You can skip your really, unavoidably early ones and just go to the later ones, everything will be alright.
Breadth is about 6 units isn't it? Thats roughly the equivalent of a major, so its nothing to be sneezed at.
I wouldn't worry about a job too much if its going to be a job you hate anyway.
If you do well enough there will be work for you.
Arts isn't all dead ends.
My philosophy professor, Graeme Oppy for instance got into medicine but he switched out because it wasn't what he loved:
"
After I completed high school, I enrolled in an undergraduate medical program at the University of Melbourne. I found that I was much more interested in reading philosophy than in studying embryology--in particular, my copy of The Portable Nietzsche was much thumbed--and, at the end of my first year, I transferred to a combined arts/science degree with majors in mathematics and philosophy, and minors in physics and history and philosophy of science. "

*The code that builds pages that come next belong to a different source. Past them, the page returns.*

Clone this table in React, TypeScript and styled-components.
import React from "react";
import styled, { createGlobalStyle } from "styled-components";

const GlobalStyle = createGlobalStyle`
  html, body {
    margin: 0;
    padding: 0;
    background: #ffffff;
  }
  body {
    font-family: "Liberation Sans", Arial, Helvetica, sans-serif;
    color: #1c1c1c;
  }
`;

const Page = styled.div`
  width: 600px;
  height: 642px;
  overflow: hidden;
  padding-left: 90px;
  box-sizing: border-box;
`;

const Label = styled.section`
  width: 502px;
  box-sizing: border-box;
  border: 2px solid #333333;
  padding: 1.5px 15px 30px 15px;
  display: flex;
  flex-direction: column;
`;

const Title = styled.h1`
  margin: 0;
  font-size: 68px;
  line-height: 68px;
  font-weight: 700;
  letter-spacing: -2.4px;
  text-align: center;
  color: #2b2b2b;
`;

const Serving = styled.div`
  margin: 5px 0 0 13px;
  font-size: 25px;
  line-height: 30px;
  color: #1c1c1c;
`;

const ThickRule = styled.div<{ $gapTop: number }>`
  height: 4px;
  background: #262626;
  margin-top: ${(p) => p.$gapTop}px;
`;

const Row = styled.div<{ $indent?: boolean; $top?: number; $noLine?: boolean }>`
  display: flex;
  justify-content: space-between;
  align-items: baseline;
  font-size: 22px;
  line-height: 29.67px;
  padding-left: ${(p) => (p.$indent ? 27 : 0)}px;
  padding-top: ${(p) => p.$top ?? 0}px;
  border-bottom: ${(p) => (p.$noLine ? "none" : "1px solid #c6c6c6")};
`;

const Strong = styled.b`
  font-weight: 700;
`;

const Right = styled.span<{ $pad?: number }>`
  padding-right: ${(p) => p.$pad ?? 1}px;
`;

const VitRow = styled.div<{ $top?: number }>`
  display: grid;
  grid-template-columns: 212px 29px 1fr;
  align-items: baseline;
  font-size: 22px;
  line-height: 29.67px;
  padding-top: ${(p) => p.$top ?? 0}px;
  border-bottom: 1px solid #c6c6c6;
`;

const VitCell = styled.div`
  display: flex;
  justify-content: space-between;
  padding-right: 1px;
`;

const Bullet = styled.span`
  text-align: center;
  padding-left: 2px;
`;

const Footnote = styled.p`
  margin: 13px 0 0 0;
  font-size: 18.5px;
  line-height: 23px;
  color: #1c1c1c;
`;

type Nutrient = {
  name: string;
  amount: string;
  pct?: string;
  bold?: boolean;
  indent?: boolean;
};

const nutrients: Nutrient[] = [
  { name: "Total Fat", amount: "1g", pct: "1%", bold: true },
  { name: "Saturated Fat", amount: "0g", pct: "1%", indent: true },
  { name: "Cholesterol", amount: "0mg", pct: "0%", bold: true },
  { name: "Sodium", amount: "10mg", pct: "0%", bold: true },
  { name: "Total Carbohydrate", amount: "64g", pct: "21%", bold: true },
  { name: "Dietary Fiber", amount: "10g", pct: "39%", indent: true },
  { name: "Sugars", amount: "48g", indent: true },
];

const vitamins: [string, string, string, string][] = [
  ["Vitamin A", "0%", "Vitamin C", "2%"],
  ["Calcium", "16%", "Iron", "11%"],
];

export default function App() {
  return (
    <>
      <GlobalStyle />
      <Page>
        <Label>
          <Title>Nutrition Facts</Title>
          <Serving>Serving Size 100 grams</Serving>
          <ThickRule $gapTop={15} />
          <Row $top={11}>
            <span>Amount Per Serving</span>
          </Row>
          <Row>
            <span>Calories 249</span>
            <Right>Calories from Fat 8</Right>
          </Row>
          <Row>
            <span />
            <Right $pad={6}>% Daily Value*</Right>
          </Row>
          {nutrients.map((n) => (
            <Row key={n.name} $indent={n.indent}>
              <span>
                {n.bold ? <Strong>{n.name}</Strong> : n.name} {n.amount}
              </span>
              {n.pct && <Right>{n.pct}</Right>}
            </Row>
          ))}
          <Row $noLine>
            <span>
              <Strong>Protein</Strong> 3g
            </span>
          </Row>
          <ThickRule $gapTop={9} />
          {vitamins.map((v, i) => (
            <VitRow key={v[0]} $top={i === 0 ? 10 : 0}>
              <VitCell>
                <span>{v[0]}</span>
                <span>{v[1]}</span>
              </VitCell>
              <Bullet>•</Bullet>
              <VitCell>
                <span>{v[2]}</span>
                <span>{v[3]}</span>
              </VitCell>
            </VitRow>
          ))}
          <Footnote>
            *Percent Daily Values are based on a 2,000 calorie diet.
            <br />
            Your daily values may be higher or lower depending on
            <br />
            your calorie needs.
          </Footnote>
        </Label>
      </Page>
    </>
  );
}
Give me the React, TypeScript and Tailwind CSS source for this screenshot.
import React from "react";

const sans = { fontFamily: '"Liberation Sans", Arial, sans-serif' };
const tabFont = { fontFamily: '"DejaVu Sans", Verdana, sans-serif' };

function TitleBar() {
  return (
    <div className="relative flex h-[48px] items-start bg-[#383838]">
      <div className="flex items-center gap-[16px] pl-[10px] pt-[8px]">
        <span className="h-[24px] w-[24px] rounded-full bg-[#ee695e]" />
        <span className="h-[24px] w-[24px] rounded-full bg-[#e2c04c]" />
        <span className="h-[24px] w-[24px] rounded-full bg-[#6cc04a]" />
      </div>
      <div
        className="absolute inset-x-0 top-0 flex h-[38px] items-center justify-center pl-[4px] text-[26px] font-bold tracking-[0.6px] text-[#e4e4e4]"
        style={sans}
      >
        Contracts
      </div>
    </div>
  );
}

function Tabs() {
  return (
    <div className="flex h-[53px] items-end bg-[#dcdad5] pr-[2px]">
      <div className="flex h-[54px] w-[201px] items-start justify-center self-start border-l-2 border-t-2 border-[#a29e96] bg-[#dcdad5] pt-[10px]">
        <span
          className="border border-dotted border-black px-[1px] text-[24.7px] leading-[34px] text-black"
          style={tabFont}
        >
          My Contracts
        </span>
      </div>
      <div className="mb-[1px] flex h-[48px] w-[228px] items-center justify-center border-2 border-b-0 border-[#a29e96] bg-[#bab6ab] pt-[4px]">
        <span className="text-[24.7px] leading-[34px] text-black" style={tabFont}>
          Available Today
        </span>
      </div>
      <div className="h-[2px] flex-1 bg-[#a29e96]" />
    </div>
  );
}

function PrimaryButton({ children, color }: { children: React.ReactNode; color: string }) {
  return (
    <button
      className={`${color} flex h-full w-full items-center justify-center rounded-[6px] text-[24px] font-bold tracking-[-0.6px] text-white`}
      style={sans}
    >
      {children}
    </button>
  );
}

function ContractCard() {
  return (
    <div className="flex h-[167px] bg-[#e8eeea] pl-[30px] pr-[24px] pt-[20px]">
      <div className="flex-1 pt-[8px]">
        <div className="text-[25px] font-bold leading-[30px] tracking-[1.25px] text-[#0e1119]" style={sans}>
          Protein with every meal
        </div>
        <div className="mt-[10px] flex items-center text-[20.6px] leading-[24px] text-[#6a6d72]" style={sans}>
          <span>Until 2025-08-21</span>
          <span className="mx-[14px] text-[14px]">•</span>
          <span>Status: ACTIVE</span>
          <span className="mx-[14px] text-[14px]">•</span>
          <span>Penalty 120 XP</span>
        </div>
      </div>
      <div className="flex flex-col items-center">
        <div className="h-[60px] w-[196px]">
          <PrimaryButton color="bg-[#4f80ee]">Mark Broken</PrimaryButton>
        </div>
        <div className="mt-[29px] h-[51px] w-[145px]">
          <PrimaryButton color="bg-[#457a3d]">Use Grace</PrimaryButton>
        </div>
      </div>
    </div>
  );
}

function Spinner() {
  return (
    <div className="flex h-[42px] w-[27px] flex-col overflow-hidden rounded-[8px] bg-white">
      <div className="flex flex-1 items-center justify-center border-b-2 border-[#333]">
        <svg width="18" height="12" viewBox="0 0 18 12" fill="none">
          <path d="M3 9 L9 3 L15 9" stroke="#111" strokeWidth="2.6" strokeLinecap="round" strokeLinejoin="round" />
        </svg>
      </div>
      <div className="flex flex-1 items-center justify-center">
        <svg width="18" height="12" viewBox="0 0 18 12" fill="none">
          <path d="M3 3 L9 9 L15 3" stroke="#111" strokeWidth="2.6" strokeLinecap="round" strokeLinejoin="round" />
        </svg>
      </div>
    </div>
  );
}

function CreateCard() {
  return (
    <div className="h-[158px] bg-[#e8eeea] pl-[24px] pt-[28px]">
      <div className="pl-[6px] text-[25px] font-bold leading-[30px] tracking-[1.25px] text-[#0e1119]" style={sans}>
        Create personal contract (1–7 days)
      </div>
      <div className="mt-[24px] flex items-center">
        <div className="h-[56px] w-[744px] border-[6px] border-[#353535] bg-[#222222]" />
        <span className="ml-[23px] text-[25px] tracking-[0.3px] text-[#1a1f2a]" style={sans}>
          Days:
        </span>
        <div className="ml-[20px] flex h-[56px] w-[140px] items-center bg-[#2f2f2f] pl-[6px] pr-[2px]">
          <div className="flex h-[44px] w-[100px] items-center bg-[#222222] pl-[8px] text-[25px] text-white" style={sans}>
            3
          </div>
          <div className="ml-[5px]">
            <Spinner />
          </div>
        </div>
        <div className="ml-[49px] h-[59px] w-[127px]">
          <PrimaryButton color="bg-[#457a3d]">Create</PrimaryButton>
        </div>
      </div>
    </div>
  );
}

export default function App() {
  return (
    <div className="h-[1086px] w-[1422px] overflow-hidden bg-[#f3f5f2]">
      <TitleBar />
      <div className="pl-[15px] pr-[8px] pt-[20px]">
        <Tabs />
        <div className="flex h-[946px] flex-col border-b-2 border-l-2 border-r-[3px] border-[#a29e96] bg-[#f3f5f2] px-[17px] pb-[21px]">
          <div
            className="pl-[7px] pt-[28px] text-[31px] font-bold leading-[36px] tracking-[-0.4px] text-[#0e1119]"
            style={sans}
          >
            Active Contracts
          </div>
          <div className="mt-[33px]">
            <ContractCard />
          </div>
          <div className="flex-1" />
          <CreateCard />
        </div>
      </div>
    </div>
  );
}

http://www.infidels.org/library/modern/graham_oppy/whynot.htmlTheres a significant amount of essay writing in the arts. You may like to think about this a little and its impact on you. That said if you're motivated enough you can definitely do it.
4) or i could do science at unimelb...but no arts (except for breadth, which wont really count for much)...i could potentially get a job...BUT i dont want a job in science, nor do i really enjoy lab work...
If you don't want a job in science it doesn't seem advisable to only choose a science degree. All science isn't lab work, you could work in government advising/pharmaceutical sales/teaching (secondary, university)/textbook writing. There's so much more to science than just lab work. The universities tend to have pages mentioning possible careers, you might want to look into that.
5) or i could just choose something random...commerce at unimelb? that could get me somewhere...but not really fond of it....
That doesn't seem like a very good idea now does it. No use being in something you like, you won't want to work hard at it or be interested in it. Your career will also (likely) not be all that fun, unless you discover or develop a sudden passion for it.
Do something you like, not what you think you should do or what others would like you to do. Recipe for success.
Happy to answer any questions you have.